まさに今の時代ですが、SNSでの情報発信は、すべて個が行っています。

企業によるマス広告などではなく、個が気軽に発信できるようになりました。

「炎上」や「拡散」といった、個人が企業を追い込むような現象すら見ることができるようになりました。

つまり、SNSにより、企業と個人は対等な関係になったとも言えます。

SNSの繋がりはAttentionではありません。

DECAXの話でも触れていますが、Discoverから始まります。

SNSの繋がりがDiscoverを爆発させるのです。

そして、今度は逆にマス的な広告は、消費者にとって邪魔なものでしかなくなってきます。

いくらいい事言ったって、消費者の頭に入るのは0.01%ぐらいなものです。

99.99%は情報すらインプットしてもらえません。

注目が一番にくるAIDMAモデルでは、購買行動すら起こしてくれなくなったのです。

アイドマの法則はもう古い?

今でも、IDMA部分については、普通に検討の余地はあると思います。

Interestは、興味を持ってもらう。
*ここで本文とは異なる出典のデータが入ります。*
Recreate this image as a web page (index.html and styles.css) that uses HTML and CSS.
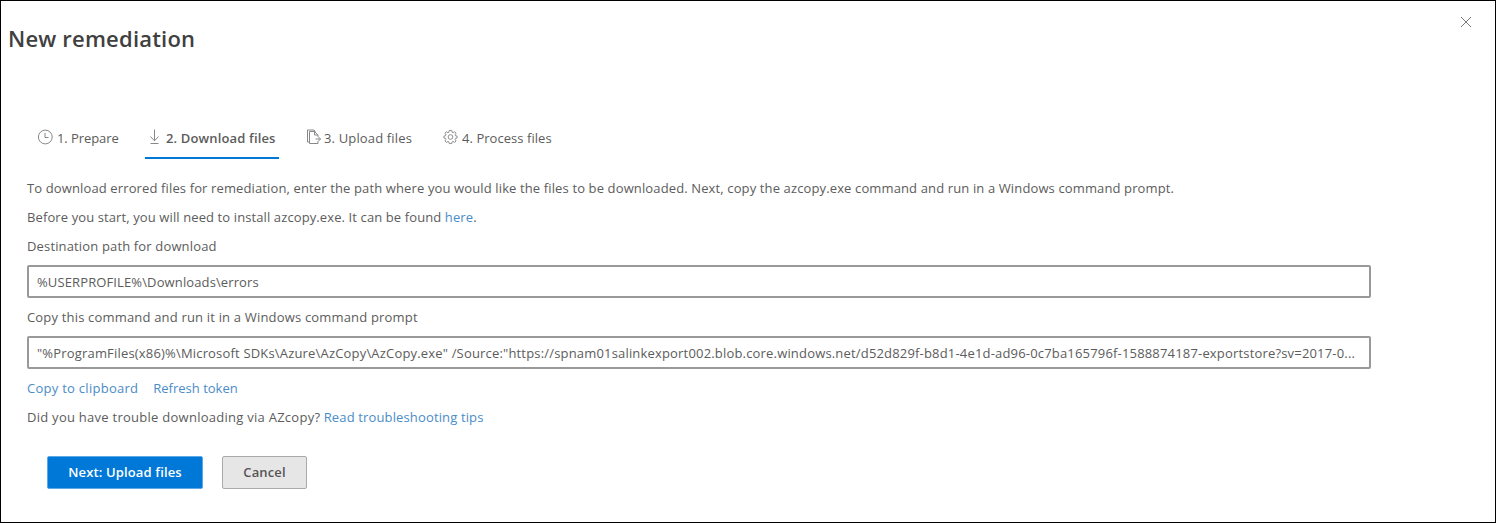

Desireは欲しがる。

この流れは心理的な動きとして、いまでも通用できるモデルだと考えています。

ただ、Attention(注目)部分においては、広告を邪魔だとすら思っている消費者には届きません。

Youtubeを個人で見ていて、最初の広告、邪魔だと思いませんか?

検索をしていて、いつも上にでてくる広告、いらなくないですか?

消費者はそのように考えています。

あなたも消費者の立場に立てば、そのように思うはずです。

このように、Attentionの部分が役に立たなくなっているため、AIDMAモデルは古いと言われるのです。

これからの広告は?

広告が広告でなければ消費者は受け入れてくれます。

それが、このサイトでも散々お伝えしているコンテンツなのです。

コンテンツを増やし、ユーザーが満足してくれることが広告にも求められています。

一昔前の広告と、今の広告を思い浮かべて見てください。

例えば、ひたすら商品名を言うだけだった昔の広告と比べ、今の広告は違いますよね。

通販大手、AmazonのCMなんかは、Amazon感があんまりありません。

窓で有名なYKKAPは、最初YKKの存在すら分かりませんでした。

広告は消費者と同じ立場によりそって、消費者を感動させるものでなければならなくなったのです。

想いやストーリー、感動するコンテンツを持って、消費者にアピールしているのです。

消費者が求めているのはAttentionではありません、それは、Movement、Passionといった言葉が最適かもしれません。

アイドマの法則の今後の活用方法

そうとはいっても、アイドマの法則は無くならないと思います。

ようは、活用次第なのです。

AttentionからActionまでのストレートな行動はほぼ無理な時代です。

ただ、Attentionの得意分野である認知という意味では活用方法はあります。

ひたすら広告を垂れ流し、認知させる。

一見無駄に見えるかもしれませんが、正しい広告であれば問題はないと考えます。

今のマーケティングの基本は、正しい情報を正しいターゲットに正しく伝えることです。

アイドマの法則はたしかに古い概念ですが、広告自体に正しさがあるのであれば、認知させる方法として活用していくのも悪くないとは思います。

ただし、最後のActionは購買行動ではありません。

何をもってActionとするかはそれぞれですが、正しくActionさせるための広告表現をしていきたいですね。